D’un côté, on pourrait dire que c’est un mauvais choix que de développer une exclusivité à une console qui ne peut supporter une telle ambition sans compromis technique, qu’il aurait été préférable de faire un rendu moins impressionnant mais plus soigné. De l’autre, on peut admirer la qualité du travail final qui arrive à tenir miraculeusement la route et à nous faire vivre une expérience quasiment unique sur sa machine, bien au-delà de ce que l’on en croyait capable. J’ai choisi personnellement d’adopter le second point de vue, tous les compromis techniques ne sont finalement pas si gênants que ça et les forces visuelles qui parviennent à émaner du titre malgré ces limitations forcent mon respect.


Xenoblade Chronicles prend place dans un monde ouvert au level-design donnant un sentiment de cohérence entre les zones, d’immensité aux environnements… sous un cycle jour / nuit et météorologique très propice à l’immersion. Lorsque j’ai avancé par une nuit orageuse avec les yeux de Mékonis perçant l’obscurité et qu’un éclair en révèle un instant la silhouette alors que j’escalade une structure géante qui me montre progressivement les 3 immenses zones que je viens de parcourir avant d’y arriver, c’est un sentiment de gigantisme incroyable qui s’en dégage et transcende l’aventure, parmi les plus grandes forces du jeu. Même sur les consoles concurrentes bien plus puissantes, je n’ai que peu ressenti cet aspect, y compris sur leurs plus grosses productions.


Et sans même parler du concept ambitieux et génial de placer ce sentiment de gigantisme au cœur de la mise en scène tout en temps réel lors de nos phases d’exploration, c’est plein de belles idées esthétiques qui viennent sublimer l’écran : un ciel nocturne éclairé par une pluie d’étoiles filantes, une foret illuminé par une multitude de particules fluorescentes virevoltant autour de nous… Le design des personnages comme des créatures sera assez soigné la plupart du temps.

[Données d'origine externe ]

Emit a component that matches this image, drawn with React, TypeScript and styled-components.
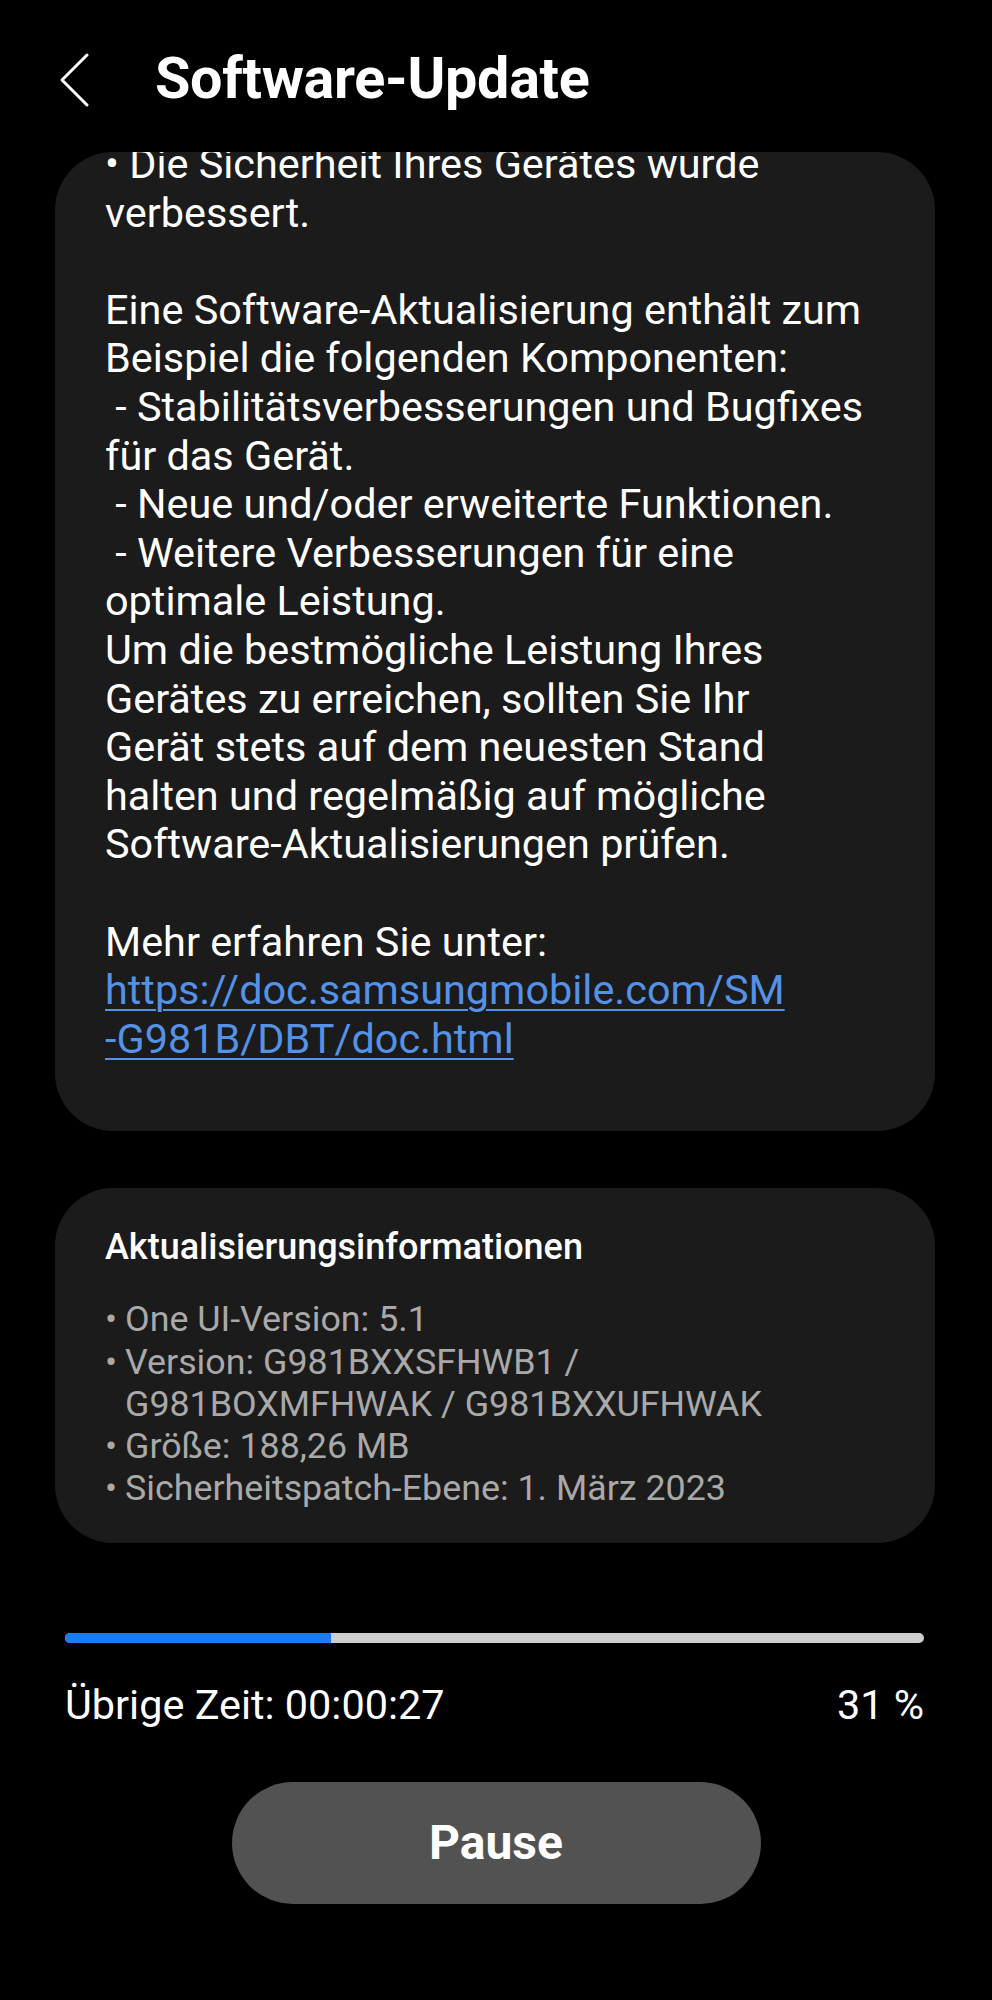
import React from "react";
import styled, { createGlobalStyle } from "styled-components";

const GlobalStyle = createGlobalStyle`
  html, body {
    margin: 0;
    padding: 0;
    background: #000;
  }
  body {
    font-family: Roboto, "Noto Sans", "Liberation Sans", sans-serif;
    color: #fff;
    -webkit-font-smoothing: antialiased;
  }
`;

const Screen = styled.div`
  width: 992px;
  min-height: 2000px;
  background: #000;
  display: flex;
  flex-direction: column;
`;

const Header = styled.header`
  height: 152px;
  box-sizing: border-box;
  padding: 47px 0 0 58px;
  display: flex;
  align-items: flex-start;
  gap: 65px;
`;

const BackButton = styled.button`
  background: none;
  border: none;
  padding: 0;
  margin-top: 5px;
  width: 32px;
  height: 56px;
  display: flex;
  cursor: pointer;
`;

const Title = styled.h1`
  margin: 0;
  font-size: 57.5px;
  line-height: 64px;
  font-weight: 700;
  color: #fff;
  letter-spacing: -0.3px;
`;

const Card = styled.section`
  margin: 0 57px 0 55px;
  background: #1b1b1b;
  border-radius: 58px;
  overflow: hidden;
`;

const NotesCard = styled(Card)`
  padding: 0 40px 68px 50px;
`;

const NotesBody = styled.div`
  margin-top: -12px;
  font-size: 41.4px;
  line-height: 48.6px;
  color: #fff;
  white-space: pre;
`;

const Line = styled.div`
  height: 48.6px;
`;

const Link = styled.a`
  color: #5592e6;
  text-decoration: underline;
  text-decoration-thickness: 2px;
  text-underline-offset: 5px;
`;

const InfoCard = styled(Card)`
  margin-top: 57px;
  padding: 38px 40px 33px 50px;
`;

const InfoTitle = styled.h2`
  margin: 0 0 30px;
  font-size: 36px;
  line-height: 42px;
  font-weight: 500;
  color: #fff;
`;

const InfoList = styled.ul`
  margin: 0;
  padding: 0;
  list-style: none;
`;

const InfoItem = styled.li`
  display: flex;
  font-size: 35.8px;
  line-height: 42.3px;
  color: #a9a9a9;
`;

const Bullet = styled.span`
  width: 20px;
  flex: none;
`;

const Progress = styled.div`
  margin: 90px 68px 0 65px;
  height: 10px;
  border-radius: 5px;
  background: #cdcdcd;
  overflow: hidden;
`;

const ProgressFill = styled.div`
  height: 100%;
  background: #1a7cf5;
`;

const StatusRow = styled.div`
  margin: 38px 68px 0 65px;
  display: flex;
  justify-content: space-between;
  font-size: 41.4px;
  line-height: 48px;
  color: #fff;
`;

const PauseButton = styled.button`
  align-self: center;
  margin-top: 53px;
  width: 529px;
  height: 122px;
  border: none;
  border-radius: 61px;
  background: #525252;
  color: #fff;
  font-family: Roboto, "Noto Sans", sans-serif;
  font-size: 48px;
  font-weight: 700;
  cursor: pointer;
`;

const noteLines: string[] = [
  "• Die Sicherheit Ihres Gerätes wurde",
  "verbessert.",
  "",
  "Eine Software-Aktualisierung enthält zum",
  "Beispiel die folgenden Komponenten:",
  " - Stabilitätsverbesserungen und Bugfixes",
  "für das Gerät.",
  " - Neue und/oder erweiterte Funktionen.",
  " - Weitere Verbesserungen für eine",
  "optimale Leistung.",
  "Um die bestmögliche Leistung Ihres",
  "Gerätes zu erreichen, sollten Sie Ihr",
  "Gerät stets auf dem neuesten Stand",
  "halten und regelmäßig auf mögliche",
  "Software-Aktualisierungen prüfen.",
  "",
  "Mehr erfahren Sie unter:",
];

const infoItems: string[][] = [
  ["One UI-Version: 5.1"],
  ["Version: G981BXXSFHWB1 /", "G981BOXMFHWAK / G981BXXUFHWAK"],
  ["Größe: 188,26 MB"],
  ["Sicherheitspatch-Ebene: 1. März 2023"],
];

export default function App() {
  const percent = 31;
  return (
    <>
      <GlobalStyle />
      <Screen>
        <Header>
          <BackButton aria-label="Zurück">
            <svg width="32" height="56" viewBox="0 0 32 56" fill="none">
              <polyline
                points="29,3 4,28 29,53"
                stroke="#fff"
                strokeWidth="3"
                strokeLinecap="round"
                strokeLinejoin="round"
              />
            </svg>
          </BackButton>
          <Title>Software-Update</Title>
        </Header>

        <NotesCard>
          <NotesBody>
            {noteLines.map((l, i) => (
              <Line key={i}>{l}</Line>
            ))}
            <Line>
              <Link href="#">https://doc.samsungmobile.com/SM</Link>
            </Line>
            <Line>
              <Link href="#">-G981B/DBT/doc.html</Link>
            </Line>
          </NotesBody>
        </NotesCard>

        <InfoCard>
          <InfoTitle>Aktualisierungsinformationen</InfoTitle>
          <InfoList>
            {infoItems.map((item, i) => (
              <InfoItem key={i}>
                <Bullet>•</Bullet>
                <div>
                  {item.map((t, j) => (
                    <div key={j}>{t}</div>
                  ))}
                </div>
              </InfoItem>
            ))}
          </InfoList>
        </InfoCard>

        <Progress>
          <ProgressFill style={{ width: `${percent}%` }} />
        </Progress>

        <StatusRow>
          <span>Übrige Zeit: 00:00:27</span>
          <span>{percent} %</span>
        </StatusRow>

        <PauseButton>Pause</PauseButton>
      </Screen>
    </>
  );
}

De plus, les feed-back sont renforcés en combat par des effets de style comme l’action prédite qui vole littéralement en éclats si les circonstances l’annulent, le petit ralenti avant le QTE à réaliser souvent au cours de l’animation d’une attaque… Ces qualités sont quasiment omniprésentes.


On peut toujours voir des défauts à les chercher, si l’on s’intéresse aux cinématiques présentant de grands affrontements au cours de l’aventure, on peut voir plein de compromis en arrières-plan, dans les plans de caméra resserrés… mais d’un autre côté elles parviennent très bien à être aussi épiques qu’elles le doivent grâce à l’intelligence de ce qui est montré et mis en avant, des perspectives choisies avec notamment les passages en vue subjective, des mouvements de caméra très dynamiques ne laissant pas le temps de s’attarder sur les défauts, de la qualité exceptionnelle de la bande-son et tout particulièrement de la musique...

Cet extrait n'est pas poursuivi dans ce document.